There was ample time for a reality check on iPhone sales long before July 24, when AT&T gave the world its first official inkling of how well the music-playing phone performed just after introduction.
I could tell something was amiss as I waited outside the Apple Store on Fifth Avenue in Manhattan on June 29, the day the iPhone went on sale. Sure, a crowd had formed, but it wasn't nearly as large as I had come to expect from watching TV footage of lines outside stores. And when I finally made my way into the building, I noticed a lengthy checkout line, but it was hardly the madhouse that weeks of unceasing media coverage, following strategically timed teasers and ads from Apple (AAPL), had led the world to expect.
Expectations had grown impossibly high for this product. Financial analysts and others paid to prognosticate about such things suggested Apple would sell hundreds of thousands of iPhones the first weekend alone. One estimate reached as high as 700,000, and I even heard crazy-pants whispers that Apple might sell a million iPhones in the first week.
So almost a month later, when AT&T (T) said that it had activated only 146,000 iPhones that first crucial weekend, the market panicked. Apple's stock price was spanked, wiping $7.6 billion from its market capitalization. Many investors apparently chose to flip out, rather than pay close heed to what AT&T did—and didn't—say. The phone activations occurred through the end of the second quarter, which ended on Saturday. That left uncounted a full day's worth of weekend sales and activations at Apple and AT&T stores, not to mention the number of phones sold by Apple in the period.
Apple's turn came July 25, when it reported quarterly earnings and said it sold 270,000 iPhones on June 30. Apple and AT&T combined sold iPhones at a rate of 9,000 units per hour, making my guess for total weekend sales 325,000, assuming a slowdown on Sunday.
The most informed player, Apple itself, says it is on track to move a million iPhones by Sept. 30, when the current fiscal quarter closes. That would work out to a pace of more than 10,600 units per day. And given that Apple has a long history of forecasting low and then surprising Wall Street with numbers that come in substantially higher, my bet is that Apple will sell its millionth iPhone well before Sept. 30.
I've sliced and diced these numbers for a reason. While the market was fretting in the hours after the AT&T disclosure, very few people, it seemed, bothered to compare early iPhone sales to early sales of its cousin, the iPod. From the day it was first released in October, 2001, it took Apple seven fiscal quarters to break the one-million unit mark.
Much of that had to do with the fact that the first iPods only worked with the Macintosh and not with PCs running Microsoft (MSFT) Windows. But when you average out a million iPods over seven quarters, you get a per-quarter number—142,857— that is smaller than the 146,000 iPhones activated in just over a day by AT&T.

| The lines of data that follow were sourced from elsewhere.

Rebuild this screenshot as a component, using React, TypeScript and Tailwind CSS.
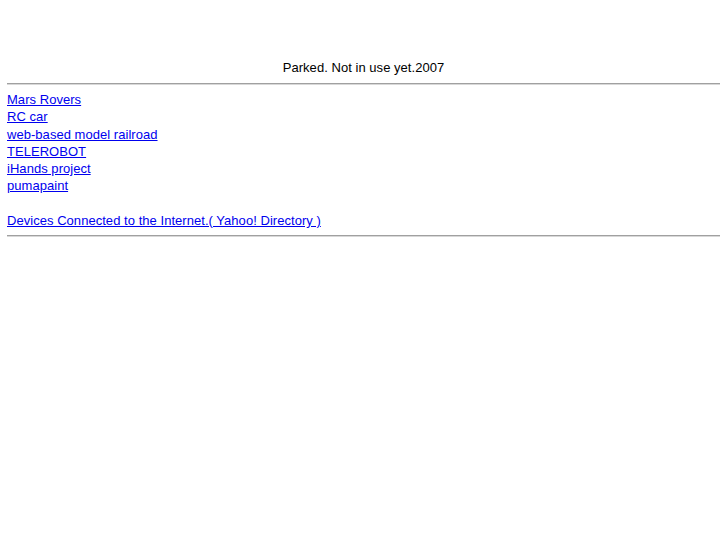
export default function App() {
  const links = [
    "Mars Rovers",
    "RC car",
    "web-based model railroad",
    "TELEROBOT",
    "iHands project",
    "pumapaint",
  ];
  return (
    <div className="min-h-[545px] bg-white px-[7px] pt-[59px] text-[13px] leading-[17.3px] tracking-[0.04px] text-black" style={{ fontFamily: '"Liberation Sans", Arial, sans-serif' }}>
      <div className="text-center leading-[17px]">Parked. Not in use yet.2007</div>
      <div className="mt-[7px] mb-[6px] h-[2px] border-t border-b border-t-[#a0a0a0] border-b-[#d8d8d8]" />
      <div className="flex flex-col items-start">
        {links.map((l) => (
          <a key={l} href="#" className="text-[#0000ee] underline">
            {l}
          </a>
        ))}
        <div className="h-[17.3px]" />
        <a href="#" className="text-[#0000ee] underline">
          Devices Connected to the Internet.( Yahoo! Directory )
        </a>
      </div>
      <div className="mt-[5.6px] h-[2px] border-t border-b border-t-[#a0a0a0] border-b-[#d8d8d8]" />
    </div>
  );
}
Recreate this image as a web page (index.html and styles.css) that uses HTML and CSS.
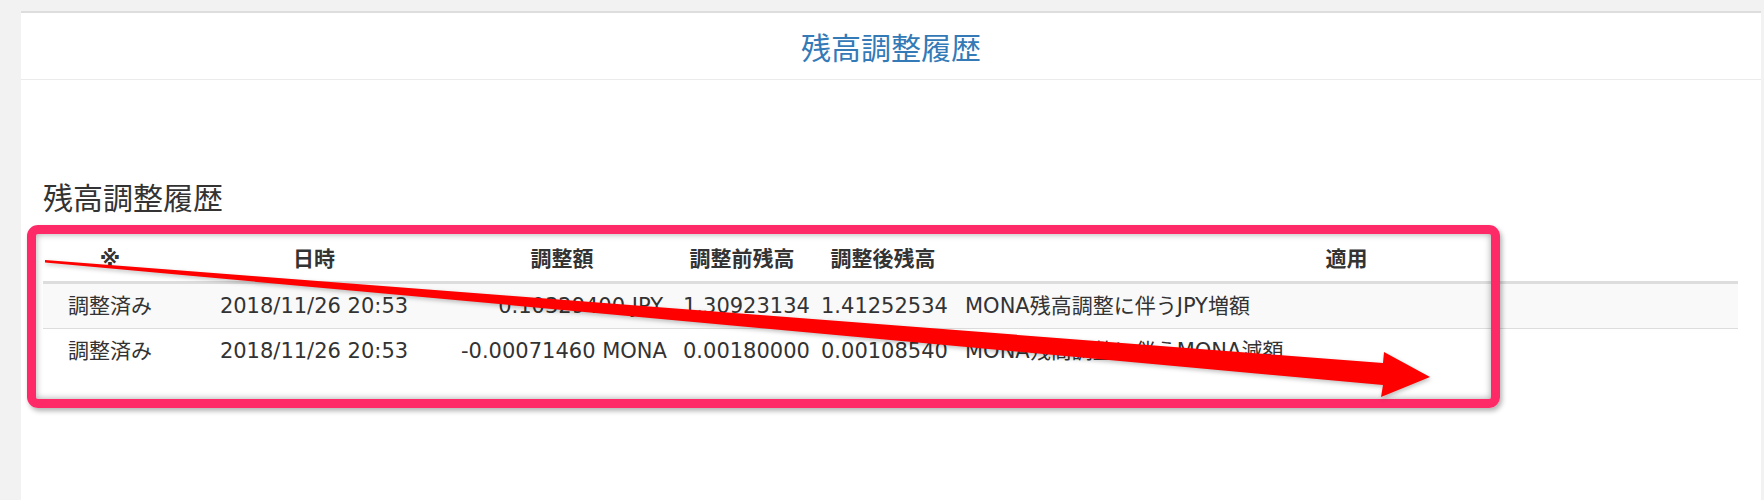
FILE: index.html
```html
<!DOCTYPE html>
<html lang="ja">

<head>
    <meta charset="UTF-8">
    <meta name="viewport" content="width=device-width, initial-scale=1.0">
    <link rel="stylesheet" href="styles.css">
</head>

<body>
    <div class="panel">
        <div class="panel-heading">
            <h2 class="panel-title">残高調整履歴</h2>
        </div>

        <div class="panel-body">
            <h3>残高調整履歴</h3>

            <div class="table-wrap">
                <table class="history">
                    <colgroup>
                        <col class="c-mark">
                        <col class="c-date">
                        <col class="c-amount">
                        <col class="c-before">
                        <col class="c-after">
                        <col class="c-note">
                    </colgroup>
                    <thead>
                        <tr>
                            <th>※</th>
                            <th>日時</th>
                            <th>調整額</th>
                            <th>調整前残高</th>
                            <th>調整後残高</th>
                            <th>適用</th>
                        </tr>
                    </thead>
                    <tbody>
                        <tr class="striped">
                            <td class="center">調整済み</td>
                            <td class="center">2018/11/26 20:53</td>
                            <td class="right">0.10329400 JPY</td>
                            <td>1.30923134</td>
                            <td>1.41252534</td>
                            <td>MONA残高調整に伴うJPY増額</td>
                        </tr>
                        <tr>
                            <td class="center">調整済み</td>
                            <td class="center">2018/11/26 20:53</td>
                            <td class="right">-0.00071460 MONA</td>
                            <td>0.00180000</td>
                            <td>0.00108540</td>
                            <td>MONA残高調整に伴うMONA減額</td>
                        </tr>
                    </tbody>
                </table>

                <!-- annotation frame drawn over the table -->
                <div class="highlight"></div>
            </div>
        </div>
    </div>

    <!-- red annotation arrow -->
    <svg class="arrow" width="1764" height="500" viewBox="0 0 1764 500">
        <polygon points="45,260 1383,363 1384,352 1430,377 1381,397 1383,385 45,262.5" fill="#ff0000"></polygon>
    </svg>
</body>

</html>
```

FILE: styles.css
```css
/* Page background */
body {
    margin: 0;
    padding: 11px 3px 0 21px;
    background: #f2f2f2;
    font-family: "DejaVu Sans", "Noto Sans CJK JP", sans-serif;
    color: #333;
}

/* White panel */
.panel {
    background: #fff;
    border-top: 2px solid #ddd;
    min-height: 487px;
}

.panel-heading {
    height: 66px;
    border-bottom: 1px solid #ebebeb;
    text-align: center;
}

.panel-title {
    margin: 0;
    font-family: "Noto Sans CJK JP", sans-serif;
    font-size: 30px;
    font-weight: normal;
    line-height: 66px;
    color: #337ab7;
}

.panel-body {
    padding: 0 23px 0 22px;
}

h3 {
    margin: 100px 0 24px;
    font-family: "Noto Sans CJK JP", sans-serif;
    font-size: 30px;
    font-weight: normal;
    line-height: 33px;
}

/* Table */
.table-wrap {
    position: relative;
}

.history {
    width: 100%;
    border-collapse: collapse;
    table-layout: fixed;
    font-size: 21px;
    line-height: 24px;
}

.c-mark { width: 134px; }
.c-date { width: 274px; }
.c-amount { width: 222px; }
.c-before { width: 138px; }
.c-after { width: 144px; }

.history th {
    padding: 10px;
    text-align: center;
    font-weight: bold;
    border-bottom: 3px solid #ddd;
}

.history td {
    padding: 10px;
    text-align: left;
    white-space: nowrap;
    border-top: 1px solid #ddd;
}

.history td.center { text-align: center; }
.history td.right { text-align: right; }

.striped { background: #f9f9f9; }

/* Pink frame round the table */
.highlight {
    position: absolute;
    left: -16px;
    top: -12px;
    width: 1473px;
    height: 183px;
    box-sizing: border-box;
    border: 9px solid #fe2a68;
    border-radius: 11px;
    box-shadow: 2px 3px 5px rgba(0, 0, 0, 0.3), inset 0 0 7px rgba(0, 0, 0, 0.35);
}

/* Arrow over everything */
.arrow {
    position: absolute;
    left: 0;
    top: 0;
    pointer-events: none;
    filter: drop-shadow(1px 2px 2px rgba(0, 0, 0, 0.25));
}
```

In all of its 2002 fiscal year, Apple sold 372,000 iPods. I'm guessing Apple sold more iPhones than that in a matter of days. Moreover, Apple is predicting that it will break the 10 million-unit mark by the end of fiscal 2008, which is 14 months away. And you can bet new iterations of the iPhone are on the way. It took three fiscal years for the iPod to reach that level.

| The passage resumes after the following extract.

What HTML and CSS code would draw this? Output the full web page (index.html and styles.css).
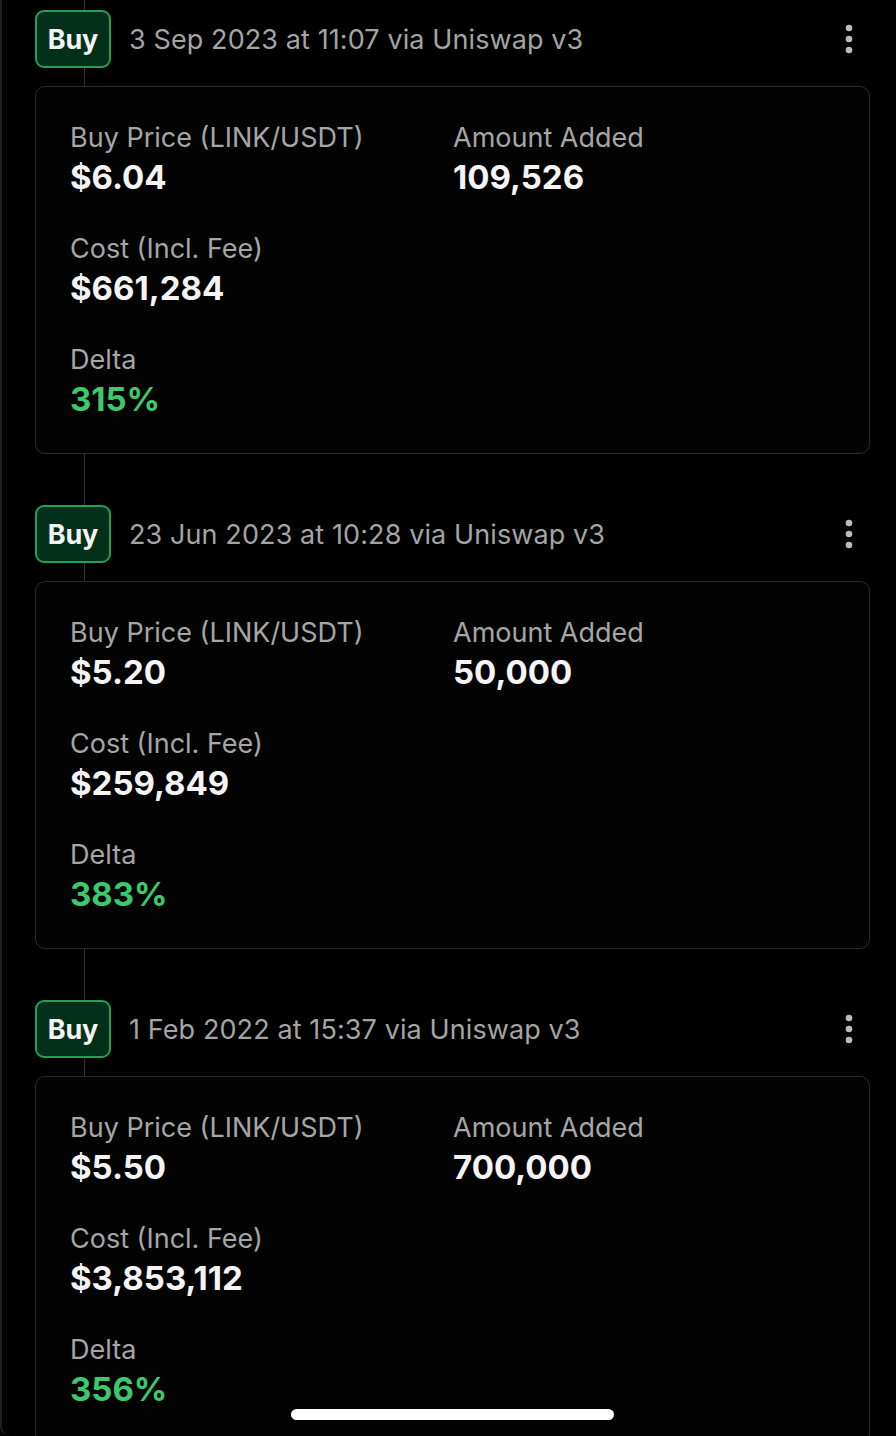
FILE: index.html
```html
<!DOCTYPE html>
<html lang="en">
<head>
<meta charset="utf-8">
<title>Trades</title>
<link rel="stylesheet" href="styles.css">
</head>
<body>
<div class="screen">
  <div class="feed">
    <section class="entry">
      <div class="entry-head">
        <span class="badge">Buy</span>
        <span class="when">3 Sep 2023 at 11:07 via Uniswap v3</span>
        <svg class="more" viewBox="0 0 8 30" width="8" height="30"><circle cx="4" cy="4" r="3.3"/><circle cx="4" cy="15" r="3.3"/><circle cx="4" cy="26" r="3.3"/></svg>
      </div>
      <div class="card">
        <div class="field"><div class="label">Buy Price (LINK/USDT)</div><div class="value">$6.04</div></div>
        <div class="field"><div class="label">Amount Added</div><div class="value">109,526</div></div>
        <div class="field"><div class="label">Cost (Incl. Fee)</div><div class="value">$661,284</div></div>
        <div class="field"></div>
        <div class="field"><div class="label">Delta</div><div class="value up">315%</div></div>
      </div>
    </section>
    <section class="entry">
      <div class="entry-head">
        <span class="badge">Buy</span>
        <span class="when">23 Jun 2023 at 10:28 via Uniswap v3</span>
        <svg class="more" viewBox="0 0 8 30" width="8" height="30"><circle cx="4" cy="4" r="3.3"/><circle cx="4" cy="15" r="3.3"/><circle cx="4" cy="26" r="3.3"/></svg>
      </div>
      <div class="card">
        <div class="field"><div class="label">Buy Price (LINK/USDT)</div><div class="value">$5.20</div></div>
        <div class="field"><div class="label">Amount Added</div><div class="value">50,000</div></div>
        <div class="field"><div class="label">Cost (Incl. Fee)</div><div class="value">$259,849</div></div>
        <div class="field"></div>
        <div class="field"><div class="label">Delta</div><div class="value up">383%</div></div>
      </div>
    </section>
    <section class="entry">
      <div class="entry-head">
        <span class="badge">Buy</span>
        <span class="when">1 Feb 2022 at 15:37 via Uniswap v3</span>
        <svg class="more" viewBox="0 0 8 30" width="8" height="30"><circle cx="4" cy="4" r="3.3"/><circle cx="4" cy="15" r="3.3"/><circle cx="4" cy="26" r="3.3"/></svg>
      </div>
      <div class="card">
        <div class="field"><div class="label">Buy Price (LINK/USDT)</div><div class="value">$5.50</div></div>
        <div class="field"><div class="label">Amount Added</div><div class="value">700,000</div></div>
        <div class="field"><div class="label">Cost (Incl. Fee)</div><div class="value">$3,853,112</div></div>
        <div class="field"></div>
        <div class="field"><div class="label">Delta</div><div class="value up">356%</div></div>
      </div>
    </section>
  </div>
  <div class="home-indicator"></div>
</div>
</body>
</html>
```

FILE: styles.css
```css
html, body {
  margin: 0;
  padding: 0;
  background: #000;
}

body {
  font-family: Inter, "Noto Sans", "Liberation Sans", sans-serif;
  color: #f2f2f2;
}

.screen {
  position: relative;
  width: 896px;
  height: 1436px;
  overflow: hidden;
  box-sizing: border-box;
  border-left: 2px solid #202020;
  border-bottom-left-radius: 10px;
  background: #000;
}

.feed {
  padding: 10px 26px 0 33px;
  background: linear-gradient(#333, #333) no-repeat 82px 0 / 1px 100%;
  display: flex;
  flex-direction: column;
  gap: 51px;
}

.entry {
  display: flex;
  flex-direction: column;
  gap: 18px;
}

.entry-head {
  display: flex;
  align-items: center;
  height: 58px;
}

.badge {
  box-sizing: border-box;
  width: 76px;
  height: 58px;
  display: flex;
  align-items: center;
  justify-content: center;
  border: 2px solid #22a056;
  border-radius: 9px;
  background: #03301a;
  color: #f4f4f4;
  font-weight: 700;
  font-size: 27px;
  letter-spacing: -0.2px;
}

.when {
  margin-left: 18px;
  flex: 1;
  color: #a4a4a4;
  font-size: 27px;
  letter-spacing: 0.1px;
}

.more {
  fill: #bcbcbc;
  margin-right: 17px;
}

.card {
  box-sizing: border-box;
  height: 368px;
  border: 1px solid #2b2b2b;
  border-radius: 10px;
  background: #030303;
  padding: 35px 20px 34px 34px;
  display: grid;
  grid-template-columns: 383px 1fr;
  row-gap: 38px;
  align-content: start;
}

.field {
  display: flex;
  flex-direction: column;
  gap: 5px;
}

.label {
  color: #a6a6a6;
  font-size: 27px;
  line-height: 32px;
}

.value {
  font-size: 33px;
  line-height: 36px;
  font-weight: 700;
  color: #f4f4f4;
}

.value.up {
  color: #3cc96b;
}

.home-indicator {
  position: absolute;
  left: 289px;
  top: 1409px;
  width: 323px;
  height: 11px;
  border-radius: 6px;
  background: #fff;
}
```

Make no mistake. The iPod is and remains a big deal for Apple: It has sold 108 million units over nearly six years (including 9.8 million in the most recent quarter), and iPod sales have contributed more than $20 billion in revenue for Apple, not counting sales of music, videos, and iPod accessories.
But unless something goes terribly wrong, the early data suggest that the iPhone will eclipse those figures, too. The iPhone looks to be the most successful Apple product ever. How's that for a reality check?